What kind of reward is realistic without wrecking margins?
For photos, a $5-15 wallet pass reward is the typical range. For video, $15-20. At a content production cost of $82/month for the platform plus reward cost, you're comparing against studio photography at $30-100 per image. The numbers usually work unless your AOV is very low (under $25), in which case it's worth doing the specific maths for your store.
How does rights clearance work when running the content in ads?
With a structured collection platform like 82DASH, rights are granted at the point of submission - the submitter agrees to usage terms before they upload. This means every piece you collect is immediately cleared for paid media use. The alternative - collecting content via social tags or DMs and trying to get rights retrospectively - is both slower and legally shakier.
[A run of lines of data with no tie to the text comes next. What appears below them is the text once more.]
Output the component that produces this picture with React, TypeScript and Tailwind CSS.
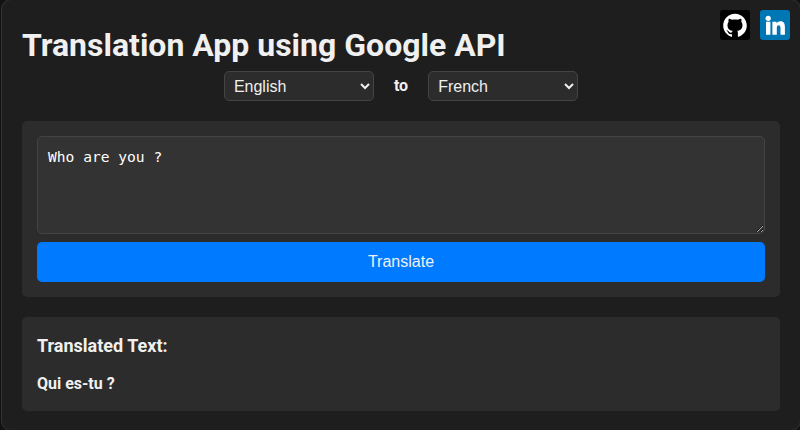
import React, { useState } from "react";

const languages = ["English", "French", "Spanish", "German", "Italian"];

function LanguageSelect({ value, onChange }: { value: string; onChange: (v: string) => void }) {
  return (
    <select
      value={value}
      onChange={(e) => onChange(e.target.value)}
      className="h-[30px] w-[150px] rounded-[5px] border border-[#444] bg-[#2c2c2c] px-[5px] font-['Liberation_Sans',Arial,sans-serif] text-[16px] leading-[18px] text-[#f0f0f0]"
    >
      {languages.map((l) => (
        <option key={l}>{l}</option>
      ))}
    </select>
  );
}

function GithubIcon() {
  return (
    <svg viewBox="0 0 30 30" className="size-[30px]" aria-label="GitHub">
      <rect width="30" height="30" rx="3" fill="#000" />
      <g transform="translate(3.2 3.5) scale(.983 .98)">
        <path
          fill="#fff"
          d="M12 .297c-6.63 0-12 5.373-12 12 0 5.303 3.438 9.8 8.205 11.385.6.113.82-.258.82-.577 0-.285-.01-1.04-.015-2.04-3.338.724-4.042-1.61-4.042-1.61C4.422 18.07 3.633 17.7 3.633 17.7c-1.087-.744.084-.729.084-.729 1.205.084 1.838 1.236 1.838 1.236 1.07 1.835 2.809 1.305 3.495.998.108-.776.417-1.305.76-1.605-2.665-.3-5.466-1.332-5.466-5.93 0-1.31.465-2.38 1.235-3.22-.135-.303-.54-1.523.105-3.176 0 0 1.005-.322 3.3 1.23.96-.267 1.98-.399 3-.405 1.02.006 2.04.138 3 .405 2.28-1.552 3.285-1.23 3.285-1.23.645 1.653.24 2.873.12 3.176.765.84 1.23 1.91 1.23 3.22 0 4.61-2.805 5.625-5.475 5.92.42.36.81 1.096.81 2.22 0 1.606-.015 2.896-.015 3.286 0 .315.21.69.825.57C20.565 22.092 24 17.592 24 12.297c0-6.627-5.373-12-12-12"
        />
      </g>
    </svg>
  );
}

function LinkedinIcon() {
  return (
    <svg viewBox="0 0 30 30" className="size-[30px]" aria-label="LinkedIn">
      <rect width="30" height="30" rx="3" fill="#0077b5" />
      <g fill="#fff">
        <circle cx="8.2" cy="8.3" r="2.6" />
        <path d="M6 11.8h4.4v13H6zM12.4 11.8h4.2v1.6c.8-1.3 2.2-2.1 3.9-2.1 3.4 0 4.4 2.3 4.4 5.9v7.6h-4.4v-6.7c0-1.9-.5-2.9-1.8-2.9-1.4 0-1.9 1.1-1.9 2.9v6.7h-4.4z" />
      </g>
    </svg>
  );
}

export default function App() {
  const [from, setFrom] = useState("English");
  const [to, setTo] = useState("French");
  const [text, setText] = useState("Who are you ?");

  return (
    <div className="h-[430px] overflow-hidden bg-[#121212] pl-px font-[Roboto,sans-serif] text-[#f0f0f0]">
      <main className="relative -mt-px h-[432px] w-[800px] rounded-[10px] border border-[#333] bg-[#1e1e1e] px-5 pt-[26px]">
        <div className="absolute right-[10px] top-[10px] flex gap-[10px]">
          <GithubIcon />
          <LinkedinIcon />
        </div>
        <h1 className="text-[32px] font-bold leading-[38px]">Translation App using Google API</h1>
        <div className="mt-[7px] flex items-center justify-center gap-5">
          <LanguageSelect value={from} onChange={setFrom} />
          <span className="pb-0.5 text-[16px] font-bold leading-[19px]">to</span>
          <LanguageSelect value={to} onChange={setTo} />
        </div>
        <section className="mt-5 h-[176px] rounded-[5px] bg-[#2c2c2c] p-[15px]">
          <textarea
            value={text}
            onChange={(e) => setText(e.target.value)}
            spellCheck={false}
            className="block h-[98px] w-full resize rounded-[5px] border border-[#444] bg-[#333] p-[10px] font-['DejaVu_Sans_Mono',monospace] text-[14.6px] leading-[19px] text-white"
          />
          <button className="mt-2 block h-10 w-full rounded-[5px] bg-[#007bff] font-['Liberation_Sans',Arial,sans-serif] text-[16px] leading-[18px] text-[#f0f0f0]">
            Translate
          </button>
        </section>
        <section className="mt-5 h-[94px] rounded-[5px] bg-[#2c2c2c] px-[15px] pt-[18px]">
          <h3 className="text-[18px] font-bold leading-[21px]">Translated Text:</h3>
          <p className="mt-[18px] text-[16px] font-bold leading-[19px]">Qui es-tu ?</p>
        </section>
      </main>
    </div>
  );
}
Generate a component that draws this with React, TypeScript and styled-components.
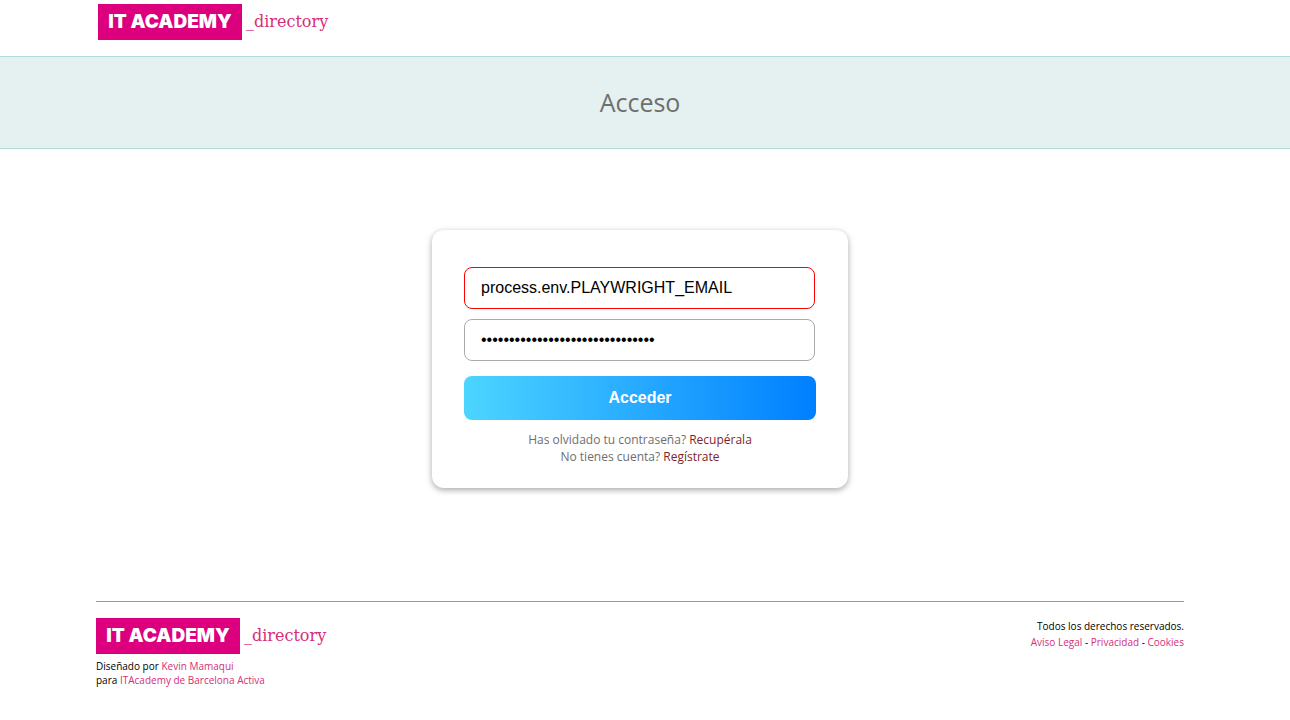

Meta's advertising policies require you to have rights to any creative you run, so documented clearance matters.
Can I use customer content across all Meta placements?
Mostly yes, with some format caveats. Reels placements favour vertical video (9:16). Feed placements work well with 1:1 or 4:5 ratio imagery. Stories and vertical placements are high-performing for customer video. The honest answer is that customer content - shot on phones in real environments - is already naturally formatted for the placements that perform best. That's part of why it works.
How long does it take to build a usable library?
With a properly set up post-purchase flow, most stores with more than 200 orders per month can build a working library of 40-60 pieces within the first four to six weeks. Smaller stores take longer - if you're under 50 orders/month, it's still worth doing but you should set expectations around timeline. The important thing is to start: a collection programme that runs in the background compounds over time.